By Rebecca Beyer
Andrew Messick ’91 was running a small cosmetics company for the Sara Lee Corporation in Calgary, Canada, when he got a call that changed the course of his career.
A friend from his consulting days at McKinsey & Company had recommended Messick for a position running the National Basketball Association’s international operations. That call led to a seven-year stint with the NBA, where Messick worked closely with current and former commissioners Adam Silver and David Stern.
“David and Adam gave me the chance to oversee the NBA’s global businesses,” Messick told Reeve Harde ’20 in an episode of Yale School of Management’s Career Conversations podcast last spring. “It was the early 2000s. Yao Ming was coming into the league; Dirk Nowitzki came in, Manu Ginóbili, Tony Parker—all these fantastic international athletes were flowing into the NBA. I learned a ton. I probably learned more there about building an international sports brand than I did over the course of everything else I’ve done in my career combined.”
After leaving the NBA in 2007, Messick spent four years as president of entertainment company AEG’s sports division, and, in 2011, assumed his current role as chief executive officer of the Ironman Group.
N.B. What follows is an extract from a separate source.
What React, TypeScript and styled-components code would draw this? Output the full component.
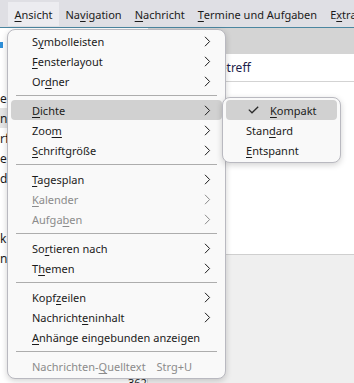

Ironman, based in Tampa, Florida, oversees endurance athletic events in more than 50 countries around the world, including its iconic, eponymous triathlon, in which participants swim 2.4 miles, bike 112 miles, and finish by running a full marathon of 26.2 miles.
In his career, Messick says he’s benefitted from “strong tailwinds and good luck.” But he also credits his success to a willingness to take chances, the way he did when he made the jump from cosmetics to professional basketball.
“I’d been a sports fan my whole life; I’d been an athlete for most of my life, but I had never thought about making my living in the sports industry,” he says. “Ultimately, my wife’s advice to me was: take a chance. If you have an opportunity to earn your living in an industry that you love, you’ve got to try it.”
Messick, who has participated in several Ironman races himself, says endurance sports have taught him the importance of perseverance. Ironman athletes have 17 hours to complete a course, and, according to Messick, the largest crowds always gather at midnight to watch the runners “who had hard days.”
“There are a million really good reasons to quit any race,” Messick says. “The people we revere, the people who in our community get the most praise and the loudest applause, are the people who find a reason to keep going.”